### EXERCISE INSTRUCTIONS
Give every line back verbatim, dropping all images.

### DATASET CONTENT
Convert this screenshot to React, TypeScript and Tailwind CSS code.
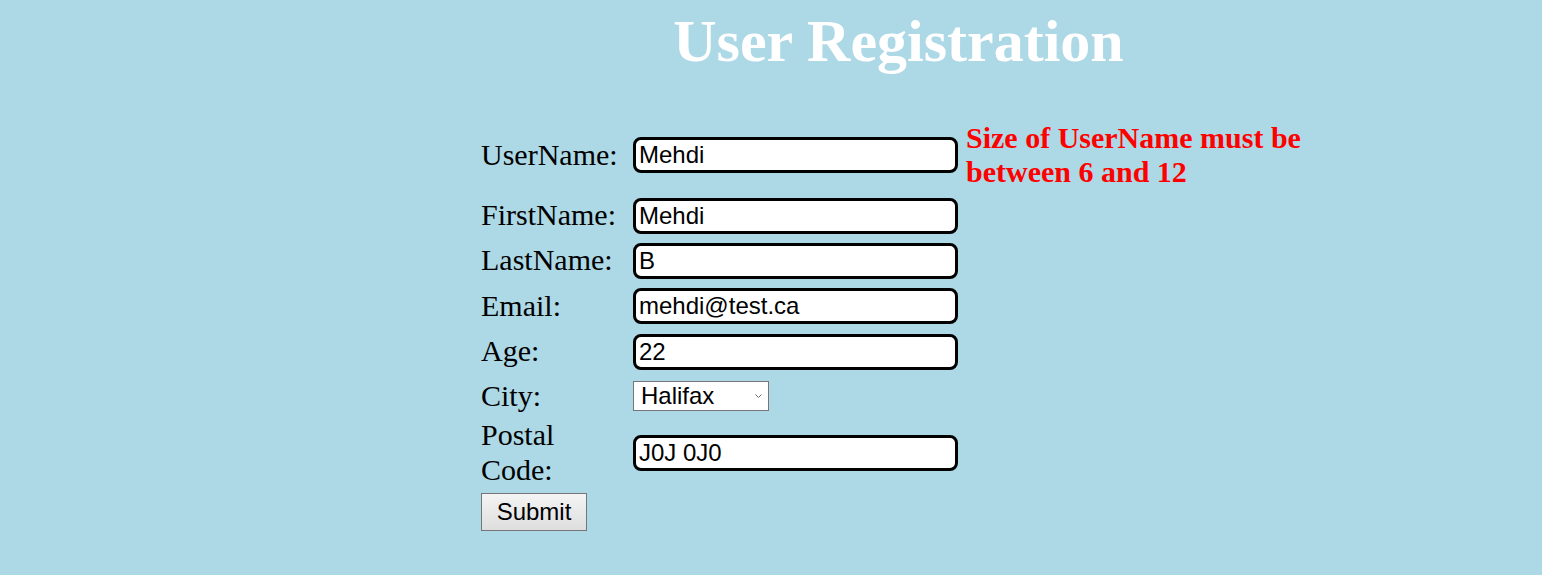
import { useState } from 'react';

const inputCls =
  "w-[325px] h-[36px] rounded-[8px] border-[3px] border-black bg-white px-[3px] font-['Liberation_Sans',Arial,sans-serif] text-[24px] text-black outline-none";

const labelCls = 'w-[152px] shrink-0 pr-[12px] text-[30px] leading-[34.5px] text-black';

export default function App() {
  const [form, setForm] = useState({
    userName: 'Mehdi',
    firstName: 'Mehdi',
    lastName: 'B',
    email: 'mehdi@test.ca',
    age: '22',
    city: 'Halifax',
    postal: 'J0J 0J0',
  });

  const set = (key: keyof typeof form) => (e: { target: { value: string } }) =>
    setForm({ ...form, [key]: e.target.value });

  return (
    <div className="h-[575px] bg-[#add8e6] font-['Liberation_Serif','Times_New_Roman',serif]">
      <h1 className="pt-[7px] pl-[255px] text-center text-[60px] font-bold leading-[69px] text-white">
        User Registration
      </h1>

      <form className="mt-[44px] pl-[481px]" onSubmit={(e) => e.preventDefault()}>
        {/* first row carries the validation message */}
        <div className="flex h-[70px] items-center">
          <label className={labelCls}>UserName:</label>
          <input className={inputCls} value={form.userName} onChange={set('userName')} />
          <p className="ml-[8px] w-[360px] text-[30px] font-bold leading-[34.5px] text-[#ff0000]">
            Size of UserName must be between 6 and 12
          </p>
        </div>

        <div className="mt-[3px] flex h-[45px] items-center">
          <label className={labelCls}>FirstName:</label>
          <input className={inputCls} value={form.firstName} onChange={set('firstName')} />
        </div>
        <div className="flex h-[45px] items-center">
          <label className={labelCls}>LastName:</label>
          <input className={inputCls} value={form.lastName} onChange={set('lastName')} />
        </div>
        <div className="flex h-[46px] items-center">
          <label className={labelCls}>Email:</label>
          <input className={inputCls} value={form.email} onChange={set('email')} />
        </div>
        <div className="flex h-[45px] items-center">
          <label className={labelCls}>Age:</label>
          <input className={inputCls} value={form.age} onChange={set('age')} />
        </div>
        <div className="flex h-[44px] items-center">
          <label className={labelCls}>City:</label>
          <div className="relative">
            <select
              className="h-[30px] w-[136px] appearance-none border border-[#767676] bg-white pl-[7px] font-['Liberation_Sans',Arial,sans-serif] text-[24px] leading-[28px] text-black outline-none"
              value={form.city}
              onChange={set('city')}
            >
              <option>Halifax</option>
              <option>Toronto</option>
              <option>Montreal</option>
              <option>Vancouver</option>
            </select>
            <svg
              className="pointer-events-none absolute right-[7px] top-[13px]"
              width="7"
              height="4"
              viewBox="0 0 7 4"
              fill="none"
            >
              <path d="M0.5 0.5L3.5 3.5L6.5 0.5" stroke="#6b6b6b" strokeWidth="1" />
            </svg>
          </div>
        </div>
        <div className="flex h-[69px] items-center">
          <label className="w-[152px] shrink-0 pr-[12px] text-[30px] leading-[34.5px] text-black">
            Postal Code:
          </label>
          <input className={inputCls} value={form.postal} onChange={set('postal')} />
        </div>

        <div className="mt-[6px]">
          <button
            type="submit"
            className="h-[38px] w-[106px] border border-[#767676] bg-gradient-to-b from-[#f4f4f4] to-[#dedede] font-['Liberation_Sans',Arial,sans-serif] text-[24px] text-black"
          >
            Submit
          </button>
        </div>
      </form>
    </div>
  );
}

### RESULT OF THE EXERCISE
Convert this screenshot to React, TypeScript and Tailwind CSS code.
import { useState } from 'react';

const inputCls =
  "w-[325px] h-[36px] rounded-[8px] border-[3px] border-black bg-white px-[3px] font-['Liberation_Sans',Arial,sans-serif] text-[24px] text-black outline-none";

const labelCls = 'w-[152px] shrink-0 pr-[12px] text-[30px] leading-[34.5px] text-black';

export default function App() {
  const [form, setForm] = useState({
    userName: 'Mehdi',
    firstName: 'Mehdi',
    lastName: 'B',
    email: 'mehdi@test.ca',
    age: '22',
    city: 'Halifax',
    postal: 'J0J 0J0',
  });

  const set = (key: keyof typeof form) => (e: { target: { value: string } }) =>
    setForm({ ...form, [key]: e.target.value });

  return (
    <div className="h-[575px] bg-[#add8e6] font-['Liberation_Serif','Times_New_Roman',serif]">
      <h1 className="pt-[7px] pl-[255px] text-center text-[60px] font-bold leading-[69px] text-white">
        User Registration
      </h1>

      <form className="mt-[44px] pl-[481px]" onSubmit={(e) => e.preventDefault()}>
        {/* first row carries the validation message */}
        <div className="flex h-[70px] items-center">
          <label className={labelCls}>UserName:</label>
          <input className={inputCls} value={form.userName} onChange={set('userName')} />
          <p className="ml-[8px] w-[360px] text-[30px] font-bold leading-[34.5px] text-[#ff0000]">
            Size of UserName must be between 6 and 12
          </p>
        </div>

        <div className="mt-[3px] flex h-[45px] items-center">
          <label className={labelCls}>FirstName:</label>
          <input className={inputCls} value={form.firstName} onChange={set('firstName')} />
        </div>
        <div className="flex h-[45px] items-center">
          <label className={labelCls}>LastName:</label>
          <input className={inputCls} value={form.lastName} onChange={set('lastName')} />
        </div>
        <div className="flex h-[46px] items-center">
          <label className={labelCls}>Email:</label>
          <input className={inputCls} value={form.email} onChange={set('email')} />
        </div>
        <div className="flex h-[45px] items-center">
          <label className={labelCls}>Age:</label>
          <input className={inputCls} value={form.age} onChange={set('age')} />
        </div>
        <div className="flex h-[44px] items-center">
          <label className={labelCls}>City:</label>
          <div className="relative">
            <select
              className="h-[30px] w-[136px] appearance-none border border-[#767676] bg-white pl-[7px] font-['Liberation_Sans',Arial,sans-serif] text-[24px] leading-[28px] text-black outline-none"
              value={form.city}
              onChange={set('city')}
            >
              <option>Halifax</option>
              <option>Toronto</option>
              <option>Montreal</option>
              <option>Vancouver</option>
            </select>
            <svg
              className="pointer-events-none absolute right-[7px] top-[13px]"
              width="7"
              height="4"
              viewBox="0 0 7 4"
              fill="none"
            >
              <path d="M0.5 0.5L3.5 3.5L6.5 0.5" stroke="#6b6b6b" strokeWidth="1" />
            </svg>
          </div>
        </div>
        <div className="flex h-[69px] items-center">
          <label className="w-[152px] shrink-0 pr-[12px] text-[30px] leading-[34.5px] text-black">
            Postal Code:
          </label>
          <input className={inputCls} value={form.postal} onChange={set('postal')} />
        </div>

        <div className="mt-[6px]">
          <button
            type="submit"
            className="h-[38px] w-[106px] border border-[#767676] bg-gradient-to-b from-[#f4f4f4] to-[#dedede] font-['Liberation_Sans',Arial,sans-serif] text-[24px] text-black"
          >
            Submit
          </button>
        </div>
      </form>
    </div>
  );
}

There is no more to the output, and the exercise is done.